Amnesty International and eight other NGOs have urged the UK government to ensure that its forthcoming inquiry into torture and ill-treatment of detainees held abroad during ongoing counter-terrorism operations is independent, thorough and transparent.
In a joint letter to the head of the inquiry, the nine NGOs urged the UK government to allow victims to participate in the investigation.
The inquiry is expected to examine allegations that UK authorities have been involved in or aware of torture or other ill-treatment, arbitrary detentions, enforced disappearances, and renditions of individuals detained overseas, as well as government policy and guidance to intelligence officials.
"Now that the Prime Minister has established an inquiry, and its terms of reference are being decided, we reiterate that it must be independent, impartial and thorough, and that secrecy cannot be used as an excuse to withhold embarrassing information from the public," said Nicola Duckworth, Amnesty International's Europe and Central Asia Director.

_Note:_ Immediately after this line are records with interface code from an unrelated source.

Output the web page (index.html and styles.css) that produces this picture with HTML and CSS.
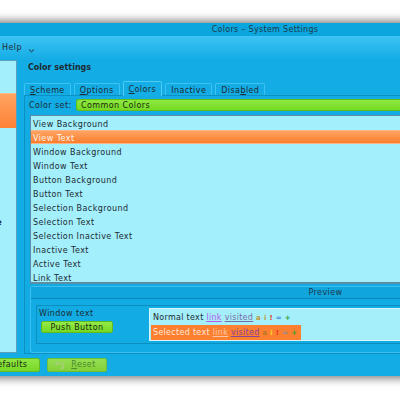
FILE: index.html
```html
<!DOCTYPE html>
<html>
<head>
<meta charset="utf-8">
<title>Colors – System Settings</title>
<link rel="stylesheet" href="styles.css">
</head>
<body>
<div class="window">
  <div class="titlebar">Colors – System Settings</div>
  <div class="body">
    <div class="menubar">
      <span class="menu">Help</span>
      <svg class="chev" width="7" height="5" viewBox="0 0 7 5"><path d="M1 1.5 L3.5 3.8 L6 1.5" fill="none" stroke="#1d2b33" stroke-width="1"/></svg>
    </div>
    <div class="main">
      <div class="sidebar">
        <div class="sb-sel"></div>
        <div class="sb-label">Appearance</div>
      </div>
      <div class="panel">
        <div class="heading">Color settings</div>
        <div class="tabs">
          <div class="tab"><u>S</u>cheme</div>
          <div class="tab"><u>O</u>ptions</div>
          <div class="tab active"><u>C</u>olors</div>
          <div class="tab">Inactive</div>
          <div class="tab">Disa<u>b</u>led</div>
        </div>
        <div class="tabpanel">
          <div class="setrow">
            <span class="setlabel">Color set:</span>
            <div class="combo">Common Colors</div>
          </div>
          <div class="list">
            <div class="item">View Background</div>
            <div class="item sel">View Text</div>
            <div class="item">Window Background</div>
            <div class="item">Window Text</div>
            <div class="item">Button Background</div>
            <div class="item">Button Text</div>
            <div class="item">Selection Background</div>
            <div class="item">Selection Text</div>
            <div class="item">Selection Inactive Text</div>
            <div class="item">Inactive Text</div>
            <div class="item">Active Text</div>
            <div class="item">Link Text</div>
            <div class="item">Visited Text</div>
          </div>
          <div class="preview">
            <div class="pv-head"><span>Preview</span></div>
            <div class="pv-body">
              <div class="wingroup">
                <div class="wincol">
                  <div class="wintext">Window text</div>
                  <div class="pushbtn">Push Button</div>
                </div>
                <div class="viewbox">
                  <div class="vrow normal">Normal text <span class="lk">link</span> <span class="vs">visited</span> <span class="c-a">a</span> <span class="c-i">i</span> <span class="c-x">!</span> <span class="c-e">=</span> <span class="c-p">+</span></div>
                  <div class="vrow selrow">Selected text <span class="lk">link</span> <span class="vs">visited</span> <span class="c-a">a</span> <span class="c-i">i</span> <span class="c-x">!</span> <span class="c-e">=</span> <span class="c-p">+</span></div>
                </div>
              </div>
            </div>
          </div>
        </div>
      </div>
    </div>
    <div class="buttons">
      <div class="btn"><u>D</u>efaults</div>
      <div class="btn disabled">
        <svg class="undo" width="11" height="8" viewBox="0 0 11 8"><path d="M3 2.5 H7 A2.5 2.5 0 0 1 7 7.5 H6" fill="none" stroke="#a6cf78" stroke-width="1.6"/><path d="M0.5 2.5 L3.5 0 V5 Z" fill="#a6cf78"/></svg>
        <span><u>R</u>eset</span>
      </div>
    </div>
  </div>
</div>
</body>
</html>
```

FILE: styles.css
```css
html, body {
  margin: 0;
  padding: 0;
}
body {
  width: 400px;
  height: 400px;
  overflow: hidden;
  background: #ffffff;
  font-family: "DejaVu Sans", sans-serif;
  font-size: 8px;
  letter-spacing: 0.42px;
  color: #1d2b33;
}
.window {
  margin: 23px 0 0 -90px;
  width: 710px;
  height: 353px;
  box-shadow: 0 0 9px 2px rgba(0, 0, 0, 0.55);
  display: flex;
  flex-direction: column;
}
.titlebar {
  height: 13px;
  line-height: 13px;
  background: #0ca6de;
  text-align: center;
  color: #1b3a4b;
  letter-spacing: 0.3px;
}
.body {
  flex: 1;
  background: linear-gradient(#3ec3f4, #13ace4 24px);
  display: flex;
  flex-direction: column;
}
.menubar {
  height: 22px;
  display: flex;
  align-items: center;
  padding-left: 92px;
  gap: 4px;
}
.menu {
  padding-top: 1px;
}
.chev {
  margin-top: 7px;
  margin-left: 2px;
}
.main {
  display: flex;
  height: 293px;
  margin-top: 2px;
}
.sidebar {
  width: 102px;
  margin-left: 4px;
  background: #a3effb;
  border: 1px solid #5ea0bb;
  border-left: none;
  display: flex;
  flex-direction: column;
}
.sb-sel {
  margin-top: 32px;
  height: 34px;
  background: linear-gradient(#ffa361, #fd8236);
  border-top: 1px solid #ffbd8c;
}
.sb-label {
  margin-top: 89px;
  display: flex;
  justify-content: flex-end;
  padding-right: 14px;
  font-weight: bold;
  white-space: nowrap;
  overflow: hidden;
  line-height: 12px;
}
.panel {
  flex: 1;
  margin-left: 7px;
  display: flex;
  flex-direction: column;
}
.heading {
  font-weight: bold;
  letter-spacing: 0;
  padding-left: 4px;
  margin-top: 1px;
  line-height: 13px;
}
.tabs {
  margin-top: 7px;
  display: flex;
  align-items: flex-end;
  height: 14px;
  gap: 3px;
}
.tab {
  height: 11px;
  line-height: 13px;
  padding: 0 5px;
  border: 1px solid #3cc2f3;
  border-bottom: none;
  border-radius: 2px 2px 0 0;
  background: #13ace4;
}
.tab.active {
  height: 14px;
  line-height: 16px;
  margin-bottom: -1px;
  position: relative;
  border-color: #4fcbf6;
  background: #14ade5;
}
.tabpanel {
  flex: 1;
  border: 1px solid #0b90c4;
  border-right: none;
  background: #12abe3;
  padding: 3px 0 0 5px;
  display: flex;
  flex-direction: column;
}
.setrow {
  display: flex;
  align-items: center;
  height: 12px;
}
.setlabel {
  margin-left: -1px;
  width: 47px;
}
.combo {
  flex: 1;
  height: 12px;
  line-height: 12px;
  padding-left: 4px;
  background: linear-gradient(#8ee840, #76da22);
  border: 1px solid #5fbf1a;
  border-right: none;
  border-radius: 3px 0 0 3px;
  box-sizing: border-box;
  color: #1a2a10;
}
.list {
  margin-top: 4px;
  height: 166px;
  overflow: hidden;
  background: #a3effb;
  border: 1px solid #5b8ea4;
  border-right: none;
  border-bottom-width: 2px;
}
.item {
  height: 12px;
  padding-top: 2px;
  line-height: 14px;
  padding-left: 2px;
  white-space: nowrap;
}
.item.sel {
  background: linear-gradient(#ffa361, #fc7e2e);
  border-top: 1px solid #fbb488;
  border-bottom: 1px solid #fbb488;
  height: 11px;
  padding-top: 1px;
  line-height: 14px;
  color: #fff4ea;
}
.preview {
  margin-top: 2px;
  height: 65px;
  border: 1px solid #3bbff0;
  border-right: none;
  border-radius: 3px 0 0 3px;
  display: flex;
  flex-direction: column;
}
.pv-head {
  height: 11px;
  line-height: 12px;
  display: flex;
  justify-content: center;
  background: #10a5dd;
  border-bottom: 1px solid #0b88ba;
  color: #1b3a4b;
}
.pv-body {
  flex: 1;
  padding: 6px 0 8px 5px;
  display: flex;
}
.wingroup {
  flex: 1;
  border: 1px solid #0b8fc1;
  border-right: none;
  display: flex;
  padding: 2px 0 2px 2px;
}
.wincol {
  width: 110px;
  display: flex;
  flex-direction: column;
}
.wintext {
  line-height: 12px;
}
.pushbtn {
  margin-top: 1px;
  margin-left: 2px;
  width: 70px;
  height: 10px;
  line-height: 11px;
  text-align: center;
  background: linear-gradient(#93ea48, #77d924);
  border: 1px solid #60bb1e;
  border-radius: 2px;
  color: #1a2a10;
}
.viewbox {
  flex: 1;
  background: #a5effb;
  border: 1px solid #d8f6fd;
  border-right: none;
  padding: 1px 0 0 1px;
}
.vrow {
  height: 15px;
  line-height: 15px;
  padding-left: 2px;
  white-space: nowrap;
  letter-spacing: 0.3px;
}
.normal {
  color: #1d2b33;
}
.selrow {
  width: 148px;
  background: #fd7f30;
  color: #ffe9da;
}
.lk, .vs {
  text-decoration: underline;
}
.normal .lk { color: #b65ce8; }
.normal .vs { color: #7a6ca4; }
.selrow .lk { color: #f9c7a6; }
.selrow .vs { color: #86459a; }
.c-a, .c-i, .c-x, .c-e, .c-p {
  font-size: 7px;
  font-weight: bold;
}
.normal .c-a { color: #c4963e; }
.normal .c-i { color: #b9a050; }
.normal .c-x { color: #e23a24; }
.normal .c-e { color: #4a8ad8; }
.normal .c-p { color: #2f9f32; }
.selrow .c-a { color: #b7772a; }
.selrow .c-i { color: #f6d22a; }
.selrow .c-x { color: #e3321e; }
.selrow .c-e { color: #8a8aa2; }
.selrow .c-p { color: #2f9f32; }
.buttons {
  display: flex;
  gap: 7px;
  padding-left: 68px;
  margin-top: 5px;
}
.btn {
  width: 60px;
  height: 12px;
  line-height: 12px;
  text-align: center;
  background: linear-gradient(#8fe646, #78d826);
  border: 1px solid #62bc20;
  border-radius: 2px;
  color: #1a2a10;
}
.btn.disabled {
  width: 58px;
  background: linear-gradient(#96de54, #82d038);
  border-color: #6cc032;
  color: #4e8a2c;
  display: flex;
  align-items: center;
  justify-content: center;
  gap: 6px;
}
.undo {
  margin-left: -4px;
}
```
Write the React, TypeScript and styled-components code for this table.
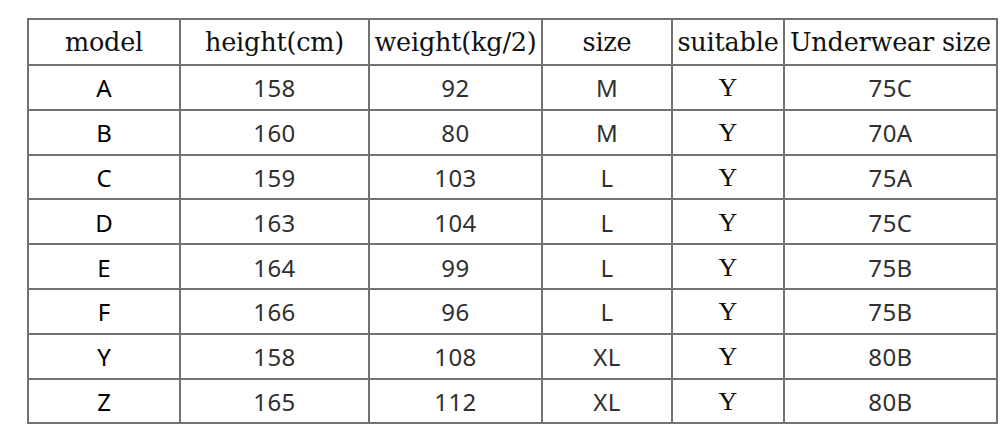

Announced by Prime Minister David Cameron in July, the inquiry will be led by Sir Peter Gibson, who is currently the UK's Intelligence Services Commissioner. The start date of the inquiry is not yet known.
In a letter sent to Sir Peter last week Amnesty International and the eight other NGOs made 11 detailed recommendations on how to ensure the success of the inquiry.
The organizations called for a human rights-compliant investigation that will ensure that victims of human rights violations have meaningful access to justice and learn the truth about what happened.
They said that survivors and victims must have standing as parties to the inquiry and must be kept informed throughout the investigation, allowed access to hearings and must be granted the right to legal representation funded by the inquiry.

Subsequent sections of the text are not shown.